The time has come, they claim, to get vaccinated. 

“The bottom line is that you, the public, determine your fate with regards to measles infection. The time to confirm immunity to measles, or to get vaccinated, is now,” the agency stated in a release on Tuesday. “By taking this action, if a suspected case of measles is reported in the news, you can rest assured that you, your family and friends should be protected from measles. 

“In this day of social media awareness, there is no excuse not to become involved in getting vaccinated against measles – think of the opportunity to confirm immunity as the ultimate crowd-source experience.”

Last week the agency reported a potential case of measles in Manteca after they received notice that Kaiser Permanente’s Manteca Medical Center had a case they believed may have been the county’s first.

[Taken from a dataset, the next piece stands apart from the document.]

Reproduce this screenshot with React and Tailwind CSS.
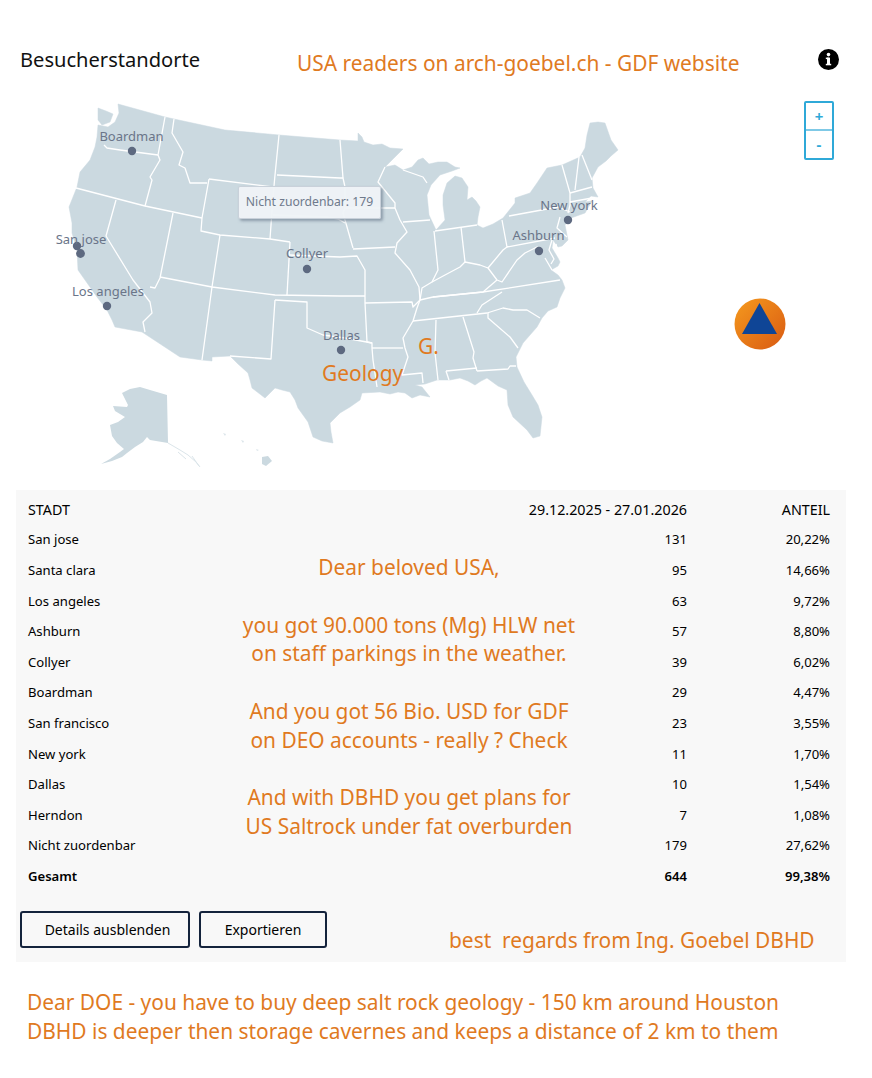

Testing carried out after the announcement determined that it was not measles, but the report came just days before other confirmed cases sprang up in California – including in Calaveras County, which is adjacent to San Joaquin, and Placer County, which is to the northeast. Health officials in Santa Clara County on Tuesday were also busy notifying the public of the movements of a traveler who carried the virus into the area and visited at least 20 public places during their stay in the heavily-populated Silicon Valley earlier this month. 

The virus itself is highly contagious and can be transmitted when an infected patient coughs or sneezes – presenting initially with a high fever, runny nose, cough, red eyes, and sore throat. After the initial symptoms present themselves, a rash then breaks out three to five days later – with the affected person contagious for the four days prior to the rash appearing, and the four days that follow. 

How far the virus spreads, however, is dependent upon the number of immunized individuals in a given community – statistical analysis, according to health officials, proves that if there are enough people with an immunity to measles in the community, then a confirmed case simply cannot lead to the kind of outbreaks that have been reported elsewhere in recent months.  

“While San Joaquin County Public Health Services is concerned about each and every reported case of suspected measles, we want to emphasize that the risk of infection from a measles case directly depends on the individual’s immunity to measles,” the statement read. “To put it simply, if individuals are protected from measles, then the risk of acquiring measles from an infectious patient approaches zero.”

According to the World Health Organization, vaccinations have resulted in a 75 percent reduction in the number of deaths worldwide from 2000 through 2013. In 1980, the agency reported, there were 2.6 million deaths associated with measles, and that number shrunk to less than 75,000 by 2014 – with most of those being children under the age of five years old.  

In order to combat the rising number of cases, and the growing community of people who choose not to vaccinate their children due to perceived health risks, the California legislature is considering new measures to tighten the restrictions around previously utilized vaccine exemptions. On Tuesday, California State Senator Richard Pan, a Sacramento Democrat, introduced legislation that would give the state’s public health agency the ability to approve or deny every request for a medical exemption to a child’s vaccination schedule – eliminating a loophole that some critics feel has been exploited by sympathetic medical professionals after Pan’s previous bill to ban the so-called “personal belief” exemption in 2015.